Reasons for a Viatical Settlement
Viators often turn to a settlement to pay for healthcare treatments. A life insurance policyholder may not be satisfied with the coverage they receive from their health insurance provider. For example, a person with an expensive illness may feel their provider only covers basic treatment options. They may believe the insurer is failing to take advantage of newer or more experimental treatments that could reduce their symptoms or extend their lifespan.
In this situation, the policyholder may wish to take their treatment options into their own hands. They forfeit their life insurance policy in favor of a lump sum they can use for their medical expenses. Viators may be terminally ill (life expectancy less than two years) or critically ill (unable to perform typical functions of daily living).
Viatical Settlement Providers
To complete a sale, viators need to find a counterparty, known as a viatical settlement provider (VSP), willing to purchase their life insurance policy. The VSP purchases the policy at a discount, paying the viator less than its face value. The typical viatical settlement is around 50% to 70% of the death benefit. If you have a $1 million policy, you would likely receive $500,000 to $700,000 for a viatical settlement.
The VSP is then responsible for making the policy’s premium payments for the viator’s life. When the viator dies, the VSP receives the full death benefit of the insurance policy.
Viatical settlements are not without risk for investors. If a viator goes into remission or benefits from an experimental procedure that prolongs their life or cures them completely, the VSP may be responsible for more premium payments than anticipated, reducing their profit on the transaction or causing an overall loss. To mitigate this risk, some VSPs purchase policies from multiple viators at once to have policies paying out at different times.
Real World Example of a Viator
Ted Smith was told that his cancer prognosis has worsened, and he has only six months to live. When Ted’s children were younger, he took out a life insurance policy to provide for his family if something should happen to him. Over the years, his business and investments did well, and he saved up a substantial amount.
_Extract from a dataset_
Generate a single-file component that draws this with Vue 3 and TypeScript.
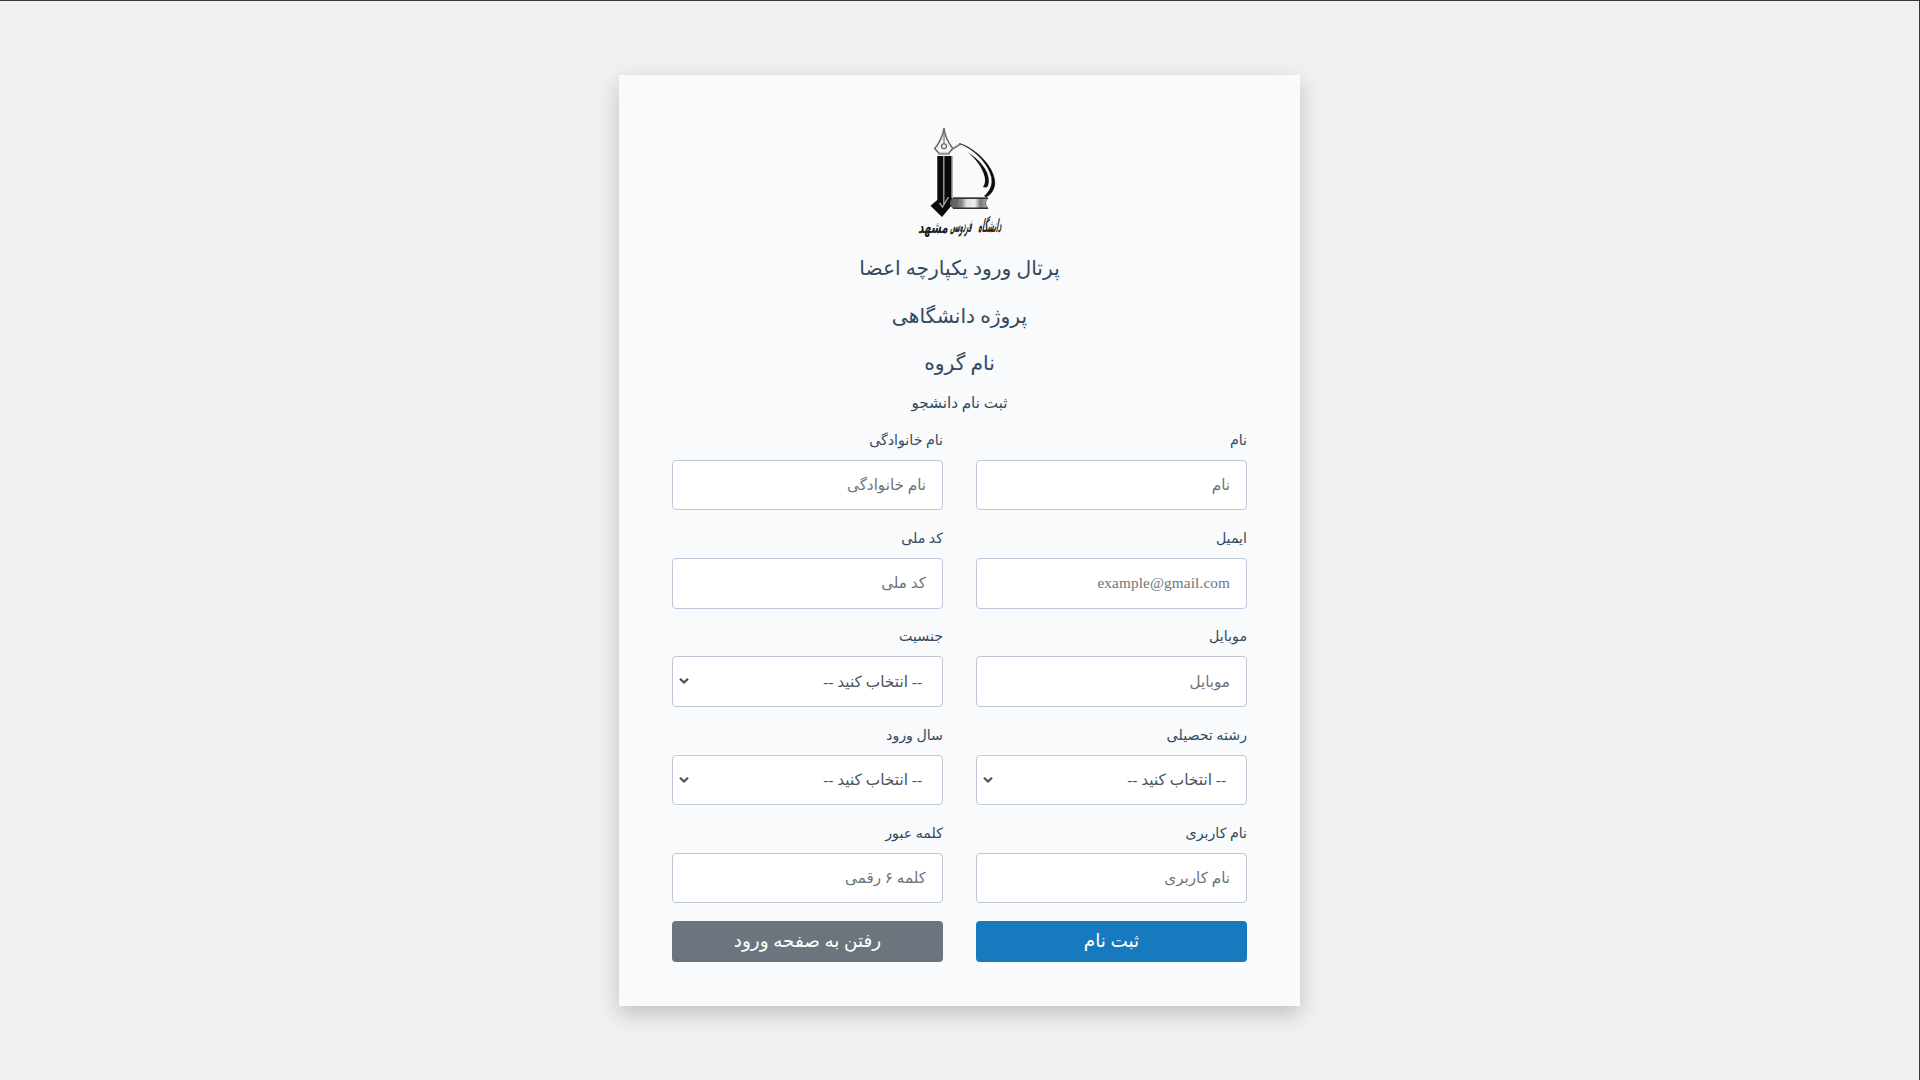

Now financially secure, his family will not need a life insurance payout after his death.
Keeping this in mind, Ted decides to try an experimental procedure he heard has great success in curing cancers like his. However, his medical insurance provider refuses to cover the expensive new procedure. Ted chooses to sell his life insurance policy and become a viator.
Ted finds a viatical settlement provider, and they negotiate a settlement on the policy. As the policy’s beneficiary, Ted’s wife would have received a $500,000 payout upon his death. Ted sells the policy to the VSP for $250,000, receiving approximately 50% of the original payout, and the VSP makes a profit of $250,000, minus any monthly premiums until Ted’s death.
Fortunately, the treatment Ted undergoes works, and his cancer goes into remission. The VSP is now responsible for the monthly premium payments on the policy for the remainder of Ted’s life, reducing its estimated profit.
What types of life insurance can be sold by viators?
VSPs buy virtually any type of policy, including term, whole life, or universal. Since viators are terminally ill, VSPs are willing to buy even temporary term life insurance policies.
How much do VSPs pay for a policy?
The typical payout for a viator ranges from 50% to 70% of the face amount. The main variable in the calculation is your life expectancy.
How do I find a viatical settlement provider?
Check with your state’s insurance regulator to find an approved VSP. Many states keep a list of active VSPs on their websites. Your life insurance company may also have a list of VSPs they work with regularly.
The Bottom Line
Viators are often people with life-threatening illnesses who sell their life insurance policies to pay for expensive medical treatments. If you are considering a viatical settlement, consider all your options to ensure the best outcome. Also, consider whether your heirs can manage without the death benefit payout from your life insurance.